_Given information_:
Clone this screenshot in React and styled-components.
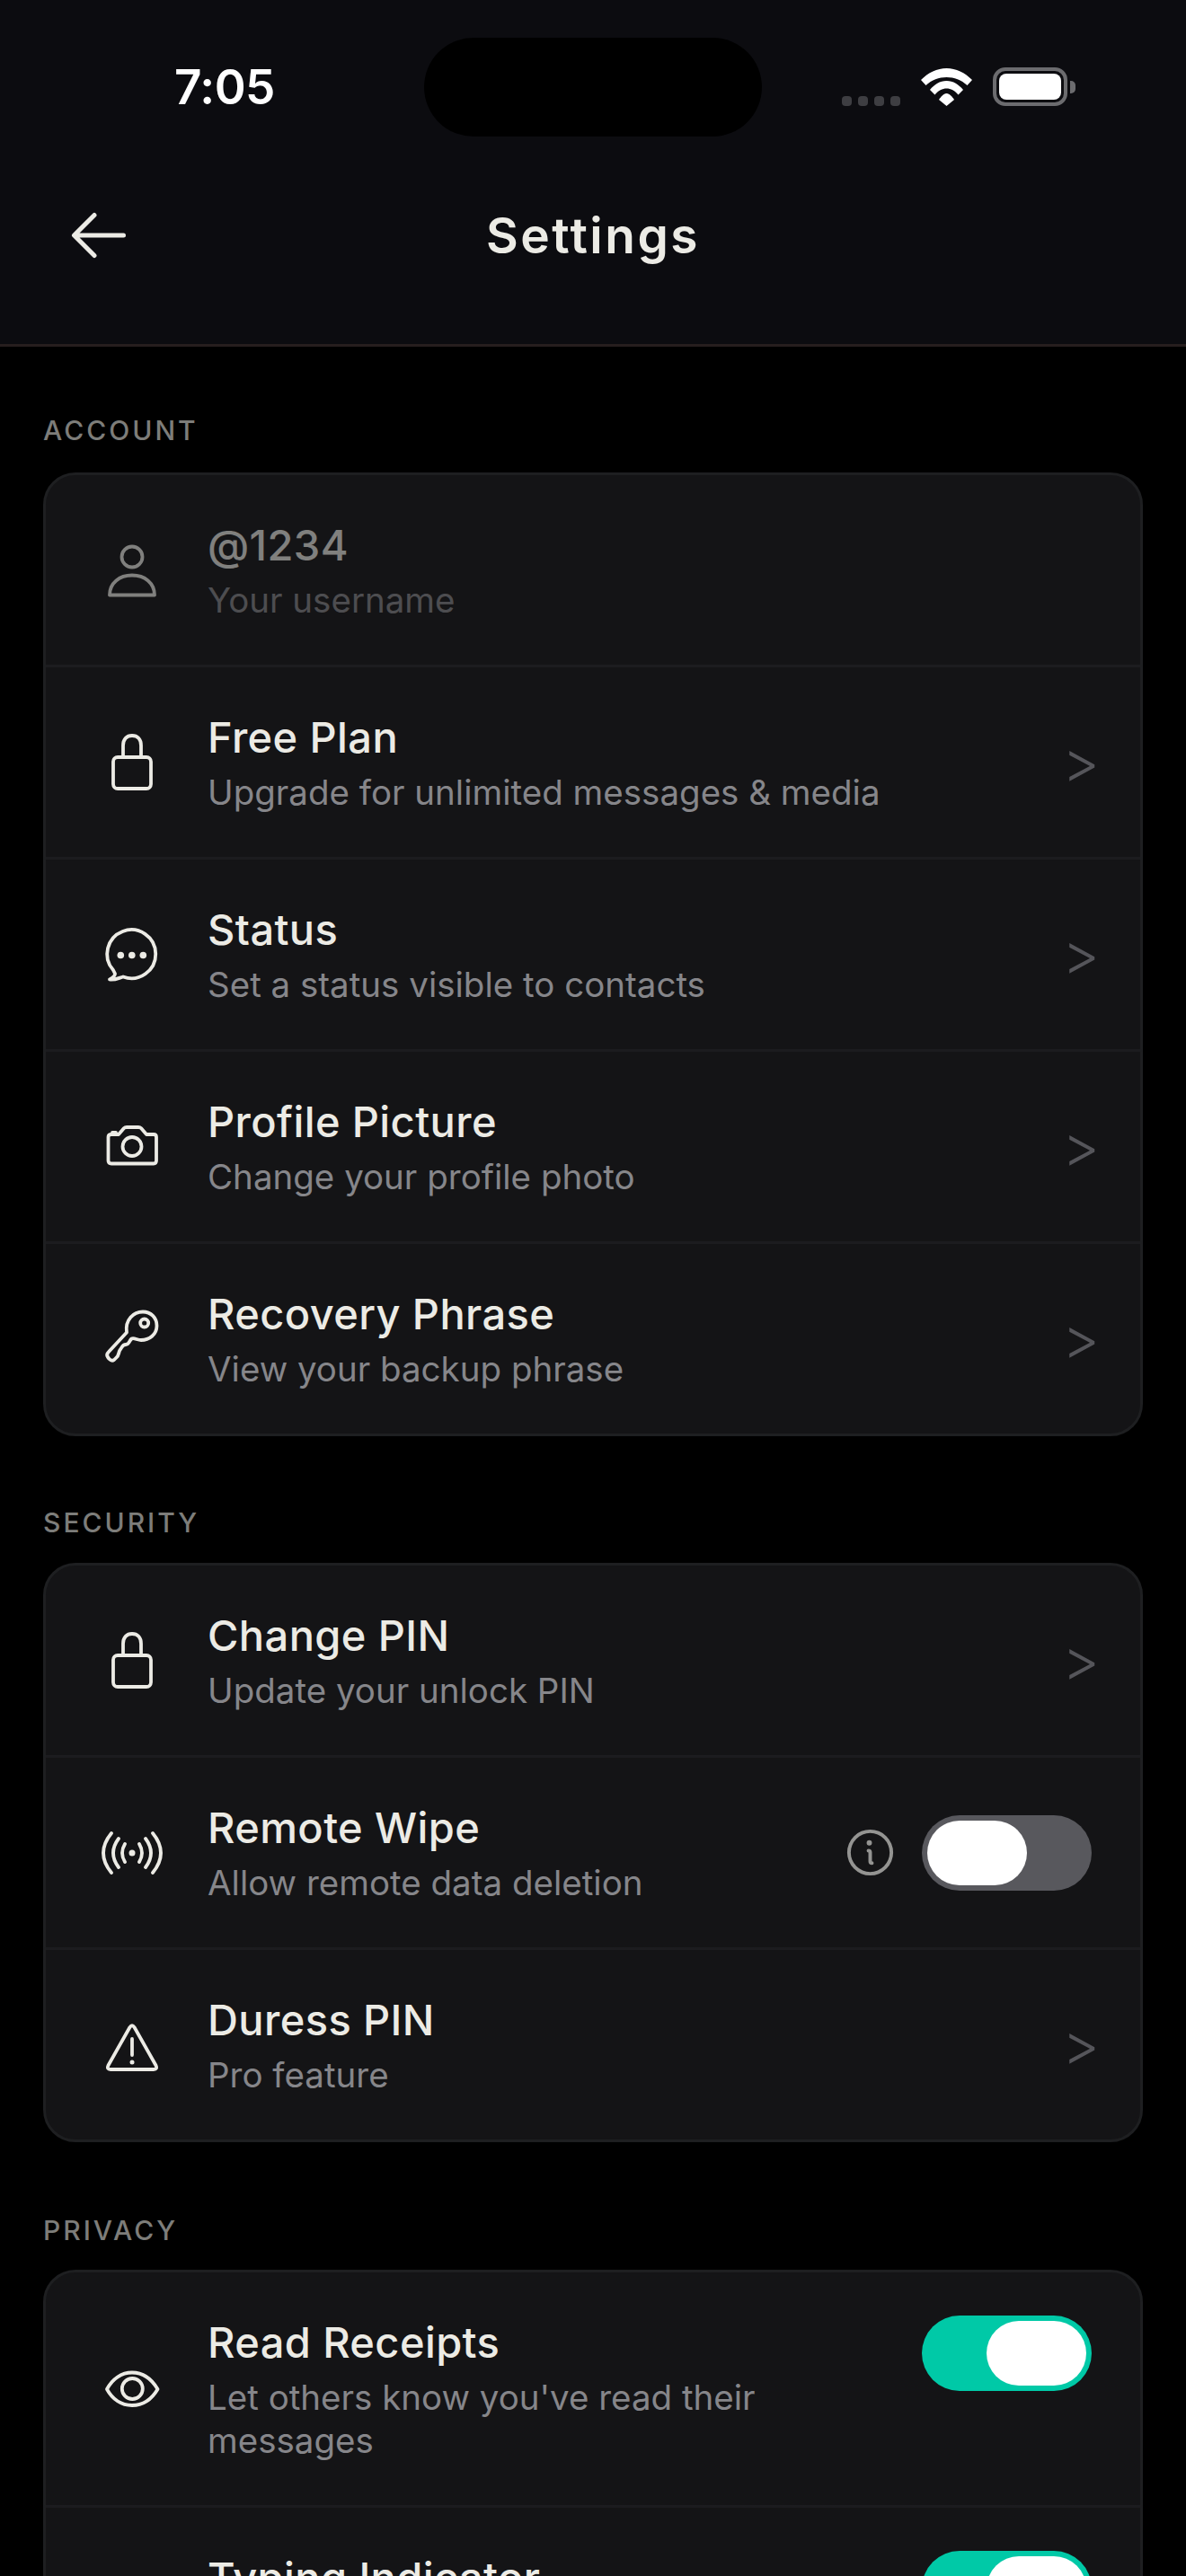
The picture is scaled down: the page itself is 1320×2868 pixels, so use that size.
import React from "react";
import styled, { createGlobalStyle } from "styled-components";
import { PiArrowLeft, PiInfo } from "react-icons/pi";

const GlobalStyle = createGlobalStyle`
  html, body {
    margin: 0;
    padding: 0;
    background: #000;
  }
  * {
    box-sizing: border-box;
  }
`;

const Page = styled.div`
  width: 1320px;
  height: 2868px;
  overflow: hidden;
  background: #000;
  font-family: "Inter", "Liberation Sans", sans-serif;
`;

const Header = styled.header`
  height: 386px;
  background: #0c0c10;
  border-bottom: 3px solid #271e1e;
`;

const StatusBar = styled.div`
  display: grid;
  grid-template-columns: 472px 376px 1fr;
  padding-top: 42px;
`;

const Time = styled.div`
  padding: 25px 0 0 194px;
  font-size: 53px;
  line-height: 60px;
  font-weight: 600;
  letter-spacing: -0.5px;
  color: #fff;
`;

const Island = styled.div`
  height: 110px;
  border-radius: 55px;
  background: #000;
`;

const StatusIcons = styled.div`
  display: flex;
  align-items: flex-end;
  height: 76px;
  padding-left: 89px;
`;

const SignalDots = styled.div`
  display: flex;
  gap: 7px;
  margin-right: 23px;
`;

const Dot = styled.span`
  width: 11px;
  height: 11px;
  border-radius: 4px;
  background: #3e3e42;
`;

const Wifi = styled.svg`
  width: 57px;
  height: 42px;
  margin-right: 23px;
`;

const Battery = styled.div`
  display: flex;
  align-items: center;
`;

const BatteryShell = styled.div`
  width: 83px;
  height: 43px;
  padding: 3px;
  border: 4px solid #6c6c6f;
  border-radius: 14px;
`;

const BatteryFill = styled.div`
  height: 100%;
  border-radius: 8px;
  background: #fff;
`;

const BatteryTip = styled.div`
  width: 6px;
  height: 14px;
  margin-left: 3px;
  border-radius: 0 5px 5px 0;
  background: #6c6c6f;
`;

const Nav = styled.nav`
  position: relative;
  height: 84px;
  margin-top: 68px;
  color: #ecebe5;
`;

const BackButton = styled.div`
  position: absolute;
  left: 70px;
  top: 2px;
  display: flex;
`;

const NavTitle = styled.h1`
  margin: 0;
  text-align: center;
  font-size: 55px;
  line-height: 84px;
  font-weight: 600;
  letter-spacing: 2.5px;
  color: #ecebe5;
`;

const Content = styled.main`
  padding: 0 48px;
`;

const SectionLabel = styled.div`
  padding-top: ${(p) => p.$top}px;
  height: ${(p) => p.$height}px;
  font-size: 30px;
  line-height: 42px;
  font-weight: 500;
  letter-spacing: 3px;
  color: #7d7d7a;
`;

const Card = styled.section`
  border: 3px solid #1e1f21;
  border-radius: 36px;
  background: #141416;
  overflow: hidden;
`;

const Row = styled.div`
  display: flex;
  align-items: center;
  gap: 42px;
  padding: 48px 54px;
  border-top: ${(p) => (p.$first ? "none" : "3px solid #1c1c1f")};
  opacity: ${(p) => (p.$muted ? 0.5 : 1)};
`;

const IconBox = styled.div`
  flex: none;
  display: flex;
  align-items: center;
  justify-content: center;
  width: 84px;
  height: 84px;
  color: #ecebe5;
`;

const Glyph = styled.svg`
  width: 72px;
  height: 72px;
  fill: none;
  stroke: currentColor;
  stroke-width: 3.8;
  stroke-linecap: round;
  stroke-linejoin: round;
`;

const RowText = styled.div`
  flex: 1;
  min-width: 0;
`;

const RowTitle = styled.div`
  font-size: 47px;
  line-height: 60px;
  font-weight: 500;
  letter-spacing: 0.4px;
  color: #ecebe5;
`;

const RowSub = styled.div`
  margin-top: 7px;
  font-size: 38.5px;
  line-height: 48px;
  color: #86868a;
`;

const Chevron = styled.span`
  flex: none;
  margin: -2px -9px 0 0;
  font-size: 64px;
  line-height: 60px;
  font-weight: 300;
  color: #55555a;
`;

const InfoButton = styled.div`
  flex: none;
  display: flex;
  font-size: 63px;
  margin-right: -16px;
  color: #949492;
`;

const Toggle = styled.div`
  flex: none;
  display: flex;
  justify-content: ${(p) => (p.$on ? "flex-end" : "flex-start")};
  align-self: ${(p) => (p.$top ? "flex-start" : "center")};
  width: 189px;
  height: 84px;
  padding: 6px;
  border-radius: 42px;
  background: ${(p) => (p.$on ? "#00c9a7" : "#58585d")};
`;

const Thumb = styled.div`
  width: 111px;
  height: 72px;
  border-radius: 36px;
  background: #fff;
`;

const UserIcon = () => (
  <Glyph viewBox="0 0 72 72">
    <circle cx="36" cy="21" r="11.5" />
    <path d="M11 63.5C11 50 22 41.500 36 41.500S61 50 61 63.500Z" />
  </Glyph>
);

const LockIcon = () => (
  <Glyph viewBox="0 0 72 72">
    <rect x="15" y="30" width="42" height="35" rx="5" />
    <path d="M26 30V17C26 10 30 6 36 6S46 10 46 17V30" />
  </Glyph>
);

const ChatIcon = () => (
  <Glyph viewBox="0 0 72 72">
    <path d="M26 60.500A27 27 0 1 0 15 53L17 57C17 60 14 62 11 63.500C16 64.500 21 62 26 60.500Z" />
    <g fill="currentColor" stroke="none">
      <circle cx="23.300" cy="36.500" r="3.800" />
      <circle cx="35.800" cy="36.500" r="3.800" />
      <circle cx="48.300" cy="36.500" r="3.800" />
    </g>
  </Glyph>
);

const CameraIcon = () => (
  <Glyph viewBox="0 0 72 72">
    <path d="M9.500 25Q9.500 22 13 22H21L27 15Q28 14 30 14H43Q45 14 46 15L52 22H60Q63 22 63 25V51Q63 54.500 60 54.500H13Q9.500 54.500 9.500 51Z" />
    <path d="M14 20H18" />
    <circle cx="36" cy="35.500" r="10.500" />
  </Glyph>
);

const KeyIcon = () => (
  <Glyph viewBox="0 0 72 72">
    <path d="M10 50L30 28.500C28 14 38 5.500 48 5.500C57 5.500 63.500 12 63.500 21C63.500 31 55 37 46 37C42 37 38 34 35.500 35.500C33 37 33 42 29 42C25 42 25 45 22.500 48C20.500 51 22 54 18 57L16 59C14 60.500 12 59.500 10.500 58L9 56C7.500 54 8 52 10 50Z" />
    <circle cx="49.700" cy="18" r="4.500" />
  </Glyph>
);

const BroadcastIcon = () => (
  <Glyph viewBox="0 0 72 72">
    <path d="M13 14Q-5 36 13 58M21 20Q9 36 21 52M28 26Q22 36 28 46" />
    <path d="M59 14Q77 36 59 58M51 20Q63 36 51 52M44 26Q50 36 44 46" />
    <circle cx="36" cy="36" r="3.500" fill="currentColor" stroke="none" />
  </Glyph>
);

const WarningIcon = () => (
  <Glyph viewBox="0 0 72 72">
    <path d="M33.500 16Q36 12.500 38.500 16L62.500 58.500Q64.500 63 60 63H12Q7.500 63 9.500 58.500Z" />
    <path d="M36 29V47" />
    <circle cx="36" cy="55" r="2.500" fill="currentColor" stroke="none" />
  </Glyph>
);

const EyeIcon = () => (
  <Glyph viewBox="0 0 72 72">
    <path d="M8 36C14 25 24 17.500 36 17.500C48 17.500 58 25 64.500 36C58 47 48 54 36 54C24 54 14 47 8 36Z" />
    <circle cx="36.300" cy="35.500" r="11.500" />
  </Glyph>
);

const SettingRow = ({ icon: Icon, title, sub, first, muted, children }) => (
  <Row $first={first} $muted={muted}>
    <IconBox>
      <Icon />
    </IconBox>
    <RowText>
      <RowTitle>{title}</RowTitle>
      <RowSub>{sub}</RowSub>
    </RowText>
    {children}
  </Row>
);

export default function App() {
  return (
    <Page>
      <GlobalStyle />
      <Header>
        <StatusBar>
          <Time>7:05</Time>
          <Island />
          <StatusIcons>
            <SignalDots>
              <Dot />
              <Dot />
              <Dot />
              <Dot />
            </SignalDots>
            <Wifi viewBox="0 0 57 42">
              <g fill="#fff">
                <path d="M0 13C8 5 18 0 28.500 0C39 0 49 5 57 13L51.500 19C45 13 37 10 28.500 10C20 10 12 13 5.500 19Z" />
                <path d="M10 24C15 18 21 14 28.500 14C36 14 42 18 47 24L41.500 29.500C38 25 33 22.500 28.500 22.500C24 22.500 19 25 15.500 29.500Z" />
                <path d="M20 35C22 32 25 28 28.500 28C32 28 35 32 37 35L28.500 42Z" />
              </g>
            </Wifi>
            <Battery>
              <BatteryShell>
                <BatteryFill />
              </BatteryShell>
              <BatteryTip />
            </Battery>
          </StatusIcons>
        </StatusBar>
        <Nav>
          <BackButton>
            <PiArrowLeft size={80} />
          </BackButton>
          <NavTitle>Settings</NavTitle>
        </Nav>
      </Header>

      <Content>
        <SectionLabel $top={72} $height={140}>ACCOUNT</SectionLabel>
        <Card>
          <SettingRow first muted icon={UserIcon} title="@1234" sub="Your username" />
          <SettingRow icon={LockIcon} title="Free Plan" sub="Upgrade for unlimited messages & media">
            <Chevron>&gt;</Chevron>
          </SettingRow>
          <SettingRow icon={ChatIcon} title="Status" sub="Set a status visible to contacts">
            <Chevron>&gt;</Chevron>
          </SettingRow>
          <SettingRow icon={CameraIcon} title="Profile Picture" sub="Change your profile photo">
            <Chevron>&gt;</Chevron>
          </SettingRow>
          <SettingRow icon={KeyIcon} title="Recovery Phrase" sub="View your backup phrase">
            <Chevron>&gt;</Chevron>
          </SettingRow>
        </Card>

        <SectionLabel $top={75} $height={141}>SECURITY</SectionLabel>
        <Card>
          <SettingRow first icon={LockIcon} title="Change PIN" sub="Update your unlock PIN">
            <Chevron>&gt;</Chevron>
          </SettingRow>
          <SettingRow icon={BroadcastIcon} title="Remote Wipe" sub="Allow remote data deletion">
            <InfoButton>
              <PiInfo />
            </InfoButton>
            <Toggle>
              <Thumb />
            </Toggle>
          </SettingRow>
          <SettingRow icon={WarningIcon} title="Duress PIN" sub="Pro feature">
            <Chevron>&gt;</Chevron>
          </SettingRow>
        </Card>

        <SectionLabel $top={77} $height={142}>PRIVACY</SectionLabel>
        <Card>
          <SettingRow first icon={EyeIcon} title="Read Receipts" sub="Let others know you've read their messages">
            <Toggle $on $top>
              <Thumb />
            </Toggle>
          </SettingRow>
          <SettingRow icon={ChatIcon} title="Typing Indicator" sub="Show when you're typing">
            <Toggle $on $top>
              <Thumb />
            </Toggle>
          </SettingRow>
        </Card>
      </Content>
    </Page>
  );
}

_Written problem_:
Say how many lines hold the word "size", giving the number and nothing else.

_Task answer_:
9